::: Data records

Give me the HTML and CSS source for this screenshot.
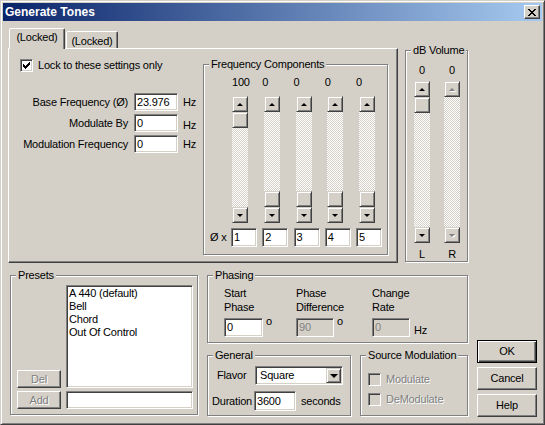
FILE: index.html
```html
<!DOCTYPE html>
<html>
<head>
<meta charset="utf-8">
<title>Generate Tones</title>
<link rel="stylesheet" href="styles.css">
</head>
<body>
<div class="window">
  <div class="titlebar">
    <span class="title">Generate Tones</span>
    <span class="close"><svg width="8" height="7" viewBox="0 0 8 7" shape-rendering="crispEdges"><path d="M0 0h2v1h1v1h2V1h1V0h2v1H7v1H6v1H5v1h1v1h1v1h1v1H6V6H5V5H3v1H2v1H0V6h1V5h1V4h1V3H2V2H1V1H0z" fill="#000"/></svg></span>
  </div>
  <div class="client">
    <div class="top">
      <div class="tabctl">
        <div class="tabrow">
          <div class="tab sel">(Locked)</div>
          <div class="tab">(Locked)</div>
        </div>
        <div class="panel">
          <div class="leftcol">
            <div class="chkrow">
              <span class="chk"><svg width="7" height="7" viewBox="0 0 7 7" shape-rendering="crispEdges"><path d="M0 2h1v1h1v1h1V3h1V2h1V1h1V0h1v3H6v1H5v1H4v1H3v1H2V6H1V5H0z" fill="#000"/></svg></span>
              <span>Lock to these settings only</span>
            </div>
            <div class="frow r1"><span class="flabel">Base Frequency (Ø)</span><span class="field fw">23.976</span><span class="unit">Hz</span></div>
            <div class="frow r2"><span class="flabel">Modulate By</span><span class="field fw">0</span><span class="unit low">Hz</span></div>
            <div class="frow r3"><span class="flabel">Modulation Frequency</span><span class="field fw">0</span><span class="unit">Hz</span></div>
          </div>
          <div class="group freq">
            <div class="gtitle">Frequency Components</div>
            <div class="cgrid vals">
              <span></span><span class="first">100</span><span>0</span><span>0</span><span>0</span><span>0</span>
            </div>
            <div class="sgrid">
              <div class="vscroll"><div class="sbtn"><span class="arr up"></span></div><div class="sbtn thumb"></div><div class="track"></div><div class="sbtn"><span class="arr down"></span></div></div>
              <div class="vscroll"><div class="sbtn"><span class="arr up"></span></div><div class="track"></div><div class="sbtn thumb"></div><div class="sbtn"><span class="arr down"></span></div></div>
              <div class="vscroll"><div class="sbtn"><span class="arr up"></span></div><div class="track"></div><div class="sbtn thumb"></div><div class="sbtn"><span class="arr down"></span></div></div>
              <div class="vscroll"><div class="sbtn"><span class="arr up"></span></div><div class="track"></div><div class="sbtn thumb"></div><div class="sbtn"><span class="arr down"></span></div></div>
              <div class="vscroll"><div class="sbtn"><span class="arr up"></span></div><div class="track"></div><div class="sbtn thumb"></div><div class="sbtn"><span class="arr down"></span></div></div>
            </div>
            <div class="cgrid ins">
              <span class="ox">Ø x</span>
              <span class="field">1</span><span class="field">2</span><span class="field">3</span><span class="field">4</span><span class="field">5</span>
            </div>
          </div>
        </div>
      </div>
      <div class="group db">
        <div class="gtitle">dB Volume</div>
        <div class="dgrid dvals"><span>0</span><span>0</span></div>
        <div class="dgrid dscroll">
          <div class="vscroll tall"><div class="sbtn"><span class="arr up"></span></div><div class="sbtn thumb"></div><div class="track"></div><div class="sbtn"><span class="arr down"></span></div></div>
          <div class="vscroll tall"><div class="sbtn"><span class="arr up dis"></span></div><div class="track"></div><div class="sbtn"><span class="arr down dis"></span></div></div>
        </div>
        <div class="dgrid dlr"><span>L</span><span>R</span></div>
      </div>
    </div>
    <div class="bottom">
      <div class="group presets">
        <div class="gtitle">Presets</div>
        <div class="pgrid">
          <div class="btn dis del">Del</div>
          <div class="listbox">
            <div>A 440 (default)</div>
            <div>Bell</div>
            <div>Chord</div>
            <div>Out Of Control</div>
          </div>
          <div class="btn dis add">Add</div>
          <div class="field pin"></div>
        </div>
      </div>
      <div class="midcol">
        <div class="group phasing">
          <div class="gtitle">Phasing</div>
          <div class="phgrid">
            <div class="phcell">
              <div class="phlabel">Start<br>Phase</div>
              <div class="phrow"><span class="field ph1">0</span><span class="deg">o</span></div>
            </div>
            <div class="phcell">
              <div class="phlabel">Phase<br>Difference</div>
              <div class="phrow"><span class="field disf ph2">90</span><span class="deg">o</span></div>
            </div>
            <div class="phcell">
              <div class="phlabel">Change<br>Rate</div>
              <div class="phrow"><span class="field disf ph3">0</span><span class="hz">Hz</span></div>
            </div>
          </div>
        </div>
        <div class="lowrow">
          <div class="group general">
            <div class="gtitle">General</div>
            <div class="grow g1">
              <span class="glabel lf">Flavor</span>
              <span class="field select"><span class="seltext">Square</span><span class="sbtn ddbtn"><span class="arr down big"></span></span></span>
            </div>
            <div class="grow g2">
              <span class="glabel ld">Duration</span>
              <span class="field dur">3600</span>
              <span class="secs">seconds</span>
            </div>
          </div>
          <div class="group source">
            <div class="gtitle">Source Modulation</div>
            <div class="srow s1"><span class="chk off"></span><span class="distext">Modulate</span></div>
            <div class="srow s2"><span class="chk off"></span><span class="distext">DeModulate</span></div>
          </div>
        </div>
      </div>
      <div class="btncol">
        <div class="btn default">OK</div>
        <div class="btn">Cancel</div>
        <div class="btn">Help</div>
      </div>
    </div>
  </div>
</div>
</body>
</html>
```
FILE: styles.css
```css
* { box-sizing: border-box; }
html, body { margin: 0; padding: 0; }
body {
  font-family: "Liberation Sans", Arial, sans-serif;
  font-size: 11px;
  line-height: 13px;
  letter-spacing: -0.2px;
  color: #000;
  background: #D4D0C8;
}
.window {
  width: 545px;
  height: 425px;
  background: #D4D0C8;
  border: 1px solid;
  border-color: #D4D0C8 #404040 #404040 #D4D0C8;
  box-shadow: inset 1px 1px #fff, inset -1px -1px #808080;
  padding: 2px;
  display: flex;
  flex-direction: column;
}
.titlebar {
  height: 18px;
  flex: none;
  background: linear-gradient(to right, #0A246A, #A6CAF0);
  display: flex;
  align-items: center;
  justify-content: space-between;
  padding: 0 2px;
  color: #fff;
  font-weight: bold;
  font-size: 12px;
  letter-spacing: 0;
}
.close {
  width: 16px;
  height: 14px;
  background: #D4D0C8;
  border: 1px solid;
  border-color: #fff #404040 #404040 #fff;
  box-shadow: inset -1px -1px #808080;
  display: flex;
  align-items: center;
  justify-content: center;
  padding-right: 1px;
}
.close svg { display: block; }
.client { flex: 1; }

/* raised / sunken */
.sbtn {
  background: #D4D0C8;
  border: 1px solid;
  border-color: #D4D0C8 #404040 #404040 #D4D0C8;
  box-shadow: inset 1px 1px #fff, inset -1px -1px #808080;
  display: flex;
  align-items: center;
  justify-content: center;
}
.field {
  display: flex;
  align-items: center;
  height: 18px;
  background: #fff;
  border: 1px solid;
  border-color: #808080 #fff #fff #808080;
  box-shadow: inset 1px 1px #404040, inset -1px -1px #D4D0C8;
  padding: 0 2px;
  white-space: nowrap;
}
.field.disf { background: #D4D0C8; color: #808080; }

/* top */
.top {
  display: flex;
  align-items: flex-start;
  margin-top: 7px;
  padding-left: 5px;
}
.tabctl { width: 390px; }
.tabrow {
  display: flex;
  align-items: flex-end;
  height: 20px;
  padding-left: 1px;
}
.tab {
  background: #D4D0C8;
  border-style: solid;
  border-width: 1px 1px 0 1px;
  border-color: #fff #404040 transparent #fff;
  box-shadow: inset -1px 0 #808080;
  border-radius: 2px 2px 0 0;
  text-align: center;
}
.tab.sel {
  width: 56px;
  height: 21px;
  margin-bottom: -1px;
  padding-top: 2px;
  position: relative;
  z-index: 1;
}
.tab:not(.sel) {
  width: 52px;
  height: 17px;
  margin-left: 1px;
  padding-top: 3px;
}
.panel {
  height: 215px;
  border: 1px solid;
  border-color: #fff #404040 #404040 #fff;
  box-shadow: inset -1px -1px #808080;
  display: flex;
  align-items: flex-start;
}
.leftcol { width: 194px; flex: none; }
.chkrow {
  display: flex;
  align-items: center;
  gap: 5px;
  margin-top: 10px;
  padding-left: 11px;
}
.chk {
  width: 13px;
  height: 13px;
  flex: none;
  background: #fff;
  border: 1px solid;
  border-color: #808080 #fff #fff #808080;
  box-shadow: inset 1px 1px #404040, inset -1px -1px #D4D0C8;
  display: flex;
  align-items: center;
  justify-content: center;
}
.chk svg { display: block; }
.chk.off { background: #D4D0C8; }
.frow {
  display: flex;
  align-items: center;
  height: 18px;
}
.frow.r1 { margin-top: 21px; }
.frow.r2 { margin-top: 3px; }
.frow.r3 { margin-top: 3px; }
.flabel { width: 119px; text-align: right; white-space: nowrap; }
.fw { width: 44px; margin-left: 6px; }
.unit { margin-left: 5px; }
.unit.low { align-self: flex-end; }

/* group boxes */
.group {
  border: 1px solid #808080;
  box-shadow: inset 1px 1px #fff, 1px 1px #fff;
  flex: none;
}
.gtitle {
  width: fit-content;
  margin: -7px 0 0 5px;
  padding: 0 2px;
  height: 13px;
  line-height: 13px;
  background: #D4D0C8;
  white-space: nowrap;
}
.freq {
  width: 185px;
  height: 191px;
  margin-top: 15px;
}
.cgrid {
  display: grid;
  grid-template-columns: 15.75px repeat(5, 26px);
  column-gap: 5.25px;
  padding-left: 6px;
}
.vals { margin-top: 5px; height: 13px; }
.vals .first { padding-left: 1px; }
.sgrid {
  display: grid;
  grid-template-columns: repeat(5, 16px);
  column-gap: 15.75px;
  padding-left: 28px;
  margin-top: 7px;
}
.ins { margin-top: 5px; align-items: center; }
.ins .field { height: 19px; }
.ox { white-space: nowrap; }

.vscroll {
  width: 16px;
  height: 127px;
  display: flex;
  flex-direction: column;
}
.vscroll.tall { height: 162px; }
.vscroll .sbtn { height: 16px; flex: none; }
.track {
  flex: 1;
  background-color: #fff;
  background-image: repeating-conic-gradient(#D4D0C8 0 25%, #fff 0 50%);
  background-size: 2px 2px;
}
.arr {
  width: 0;
  height: 0;
  border-left: 3px solid transparent;
  border-right: 3px solid transparent;
}
.arr.up { border-bottom: 3px solid #000; }
.arr.down { border-top: 3px solid #000; }
.arr.up.dis { border-bottom-color: #808080; filter: drop-shadow(1px 1px 0 #fff); }
.arr.down.dis { border-top-color: #808080; filter: drop-shadow(1px 1px 0 #fff); }
.arr.big { border-left-width: 4px; border-right-width: 4px; border-top-width: 4px; }

.db {
  width: 63px;
  height: 212px;
  margin-left: 7px;
  margin-top: 22px;
}
.dgrid {
  display: grid;
  grid-template-columns: 16px 16px;
  column-gap: 14px;
  padding-left: 8px;
  text-align: center;
}
.dvals { margin-top: 7px; height: 13px; }
.dvals span, .dlr span { display: flex; justify-content: center; }
.dscroll { margin-top: 4px; }
.dlr { margin-top: 5px; height: 13px; }

/* bottom */
.bottom {
  display: flex;
  align-items: flex-start;
  margin-top: 12px;
  padding-left: 7px;
}
.presets { width: 188px; height: 140px; }
.pgrid {
  display: grid;
  grid-template-columns: 44px 127px;
  grid-template-rows: 103px 18px;
  column-gap: 5px;
  row-gap: 3px;
  padding-left: 6px;
  margin-top: 3px;
}
.btn {
  display: flex;
  align-items: center;
  justify-content: center;
  background: #D4D0C8;
  border: 1px solid;
  border-color: #fff #404040 #404040 #fff;
  box-shadow: inset -1px -1px #808080;
}
.btn.dis { color: #808080; text-shadow: 1px 1px 0 #fff; }
.del { align-self: end; height: 18px; }
.add { height: 18px; }
.listbox {
  background: #fff;
  border: 1px solid;
  border-color: #808080 #fff #fff #808080;
  box-shadow: inset 1px 1px #404040, inset -1px -1px #D4D0C8;
  padding: 1px 2px;
  white-space: nowrap;
}
.pin { height: 18px; }

.midcol { width: 261px; margin-left: 9px; flex: none; }
.phasing { width: 261px; height: 68px; }
.phgrid {
  display: grid;
  grid-template-columns: 72px 76px 1fr;
  padding-left: 16px;
  margin-top: 4px;
}
.phlabel { line-height: 14px; height: 28px; }
.phrow { display: flex; margin-top: 4px; }
.phrow .field { height: 19px; }
.ph1 { width: 39px; }
.ph2 { width: 38px; }
.ph3 { width: 38px; }
.deg { margin-left: 3px; line-height: 11px; margin-top: -2px; align-self: flex-start; }
.hz { margin-left: 4px; align-self: flex-end; }

.lowrow { display: flex; margin-top: 12px; }
.general { width: 144px; height: 61px; }
.grow { display: flex; align-items: center; }
.g1 { margin-top: 4px; padding-left: 9px; }
.g2 { margin-top: 6px; padding-left: 4px; }
.lf { width: 38px; }
.ld { width: 42px; }
.select {
  width: 88px;
  height: 19px;
  padding: 0 2px 0 2px;
  justify-content: space-between;
}
.seltext { padding-left: 2px; }
.ddbtn { width: 15px; height: 15px; margin-right: -1px; }
.dur { width: 42px; height: 20px; }
.secs { margin-left: 5px; }

.source { width: 108px; height: 61px; margin-left: 9px; }
.srow { display: flex; align-items: center; gap: 5px; padding-left: 7px; }
.s1 { margin-top: 11px; }
.s2 { margin-top: 7px; }
.distext { color: #808080; text-shadow: 1px 1px 0 #fff; }

.btncol {
  width: 60px;
  margin-left: 9px;
  margin-top: 65px;
  display: flex;
  flex-direction: column;
  gap: 4px;
  flex: none;
}
.btncol .btn { height: 23px; }
.btn.default {
  border: 1px solid #000;
  box-shadow: inset 1px 1px #fff, inset -1px -1px #404040, inset -2px -2px #808080;
}
```
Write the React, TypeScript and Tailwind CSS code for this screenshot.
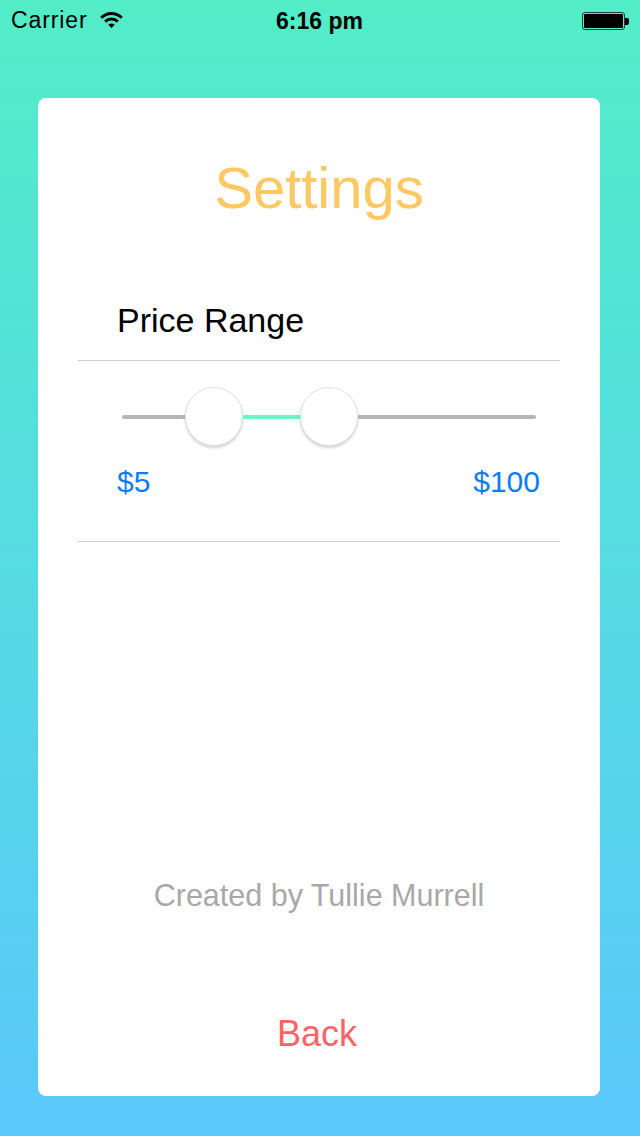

::::::

(Work instructions):
Collect, from the material above, every line containing the word "screenshot".

(Output):
Give me the HTML and CSS source for this screenshot.
Write the React, TypeScript and Tailwind CSS code for this screenshot.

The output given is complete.